There's a grand exit in closer Tomorrow's Food too, all coalescing string parts, light guitar plucking dovetailing with Brandon Boyd's expressive vocals. A fitting lasting taste to what is otherwise only half a good album, and certainly the band's most inconsistent.


The Jezabels - Endless Summer
Having completed their EP trilogy (for which final part Dark Storm took out the 2010 GB&JB Award for Best EP) the consistently awesome four-piece have been hard at work on their debut album. Entitled Prisoner its due on September 16th, and we know have our first taste with Endless Summer.
It's a natural evolution to the style set by their EPs, atmospheric guitars, powerful drumming, textural keys and in Hayley Mary - a powerful, emotive spirit to voice it.
Given the title, it's slightly lighter in comparison to some of their previous material, but with an album entitled Prisoner, you can bet there's gonna be some harrowing material tackeld too. Can't. Wait.


Ghoul - Lodum (Rising)
From one brilliant Sydney group working on their first record to another, Ghoul have also proffered a little of their work-in-progress. Though their full-length is still without date or title, Lodum (Rising) proves everything is obviously well on track. Like its mini-LP forebear Dunks it's got that similar Radiohead vibe - that's genuine electronic Hail-To-The-Thief vibe, not long-gone-guitar-era-'head vibe thats get bandied about too much. Don't be fooled though, Ghoul are already marking out their own style. Lodum features it in swathes, slow hypnotic drums, intricately nervous bass lines, gentle guitar strums and Ivan Vizintin's distnctive singing - part Antony Hegarty croon, part Wild Beasts yelp. File under: uncategorisable excellence.

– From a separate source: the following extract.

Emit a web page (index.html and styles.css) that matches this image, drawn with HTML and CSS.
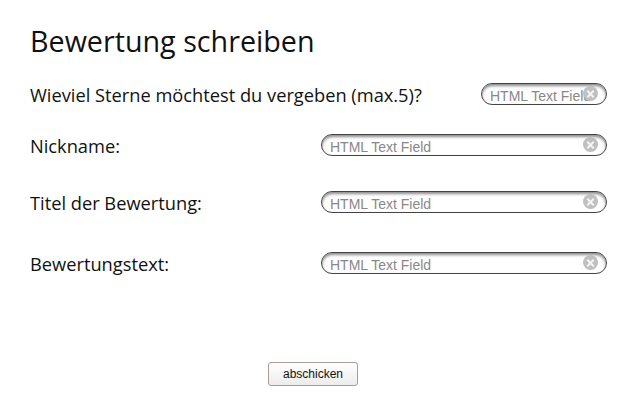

Blood Orange - Coastal Grooves
I wouldn't have thought that Devonté Hynes, the man better known as Lightspeed Champion, had much time for diversions outside of his tireless blogging and production moonlighting (for the likes of Theophilus London and Beyoncé's little sister Solange Knowles); but then here's Blood Orange. What began as a strange tumblr became a fully fledged side-project, alongside indie maverick Ariel Rechtshaid. A fellow renaissance man, Rechtshaid is perhaps best known as a member of Foreign Born and as producer for Glasser's Ring.
While Hynes was last seen delivering dusty Morricone-esque baroque pop, Blood Orange instead focusses on his love of hip-hop, neon-lit funk and eighties pouting. Cuts like Sutphin Boulevard and SCooled (sic) showcase loping back-end grooves with guitars stuck in faux-oriental mode (re: pentatonic scale). His heartsick lyrical preoccupation remains, but the backing now shares its DNA with the claustrophobic nightclubs of NYC that inspired it. Does this spell the end of Lightspeed? I certainly hope not, while this claustrophobic disco-sticky stuff is fun, it's not as affecting musically or emotionally.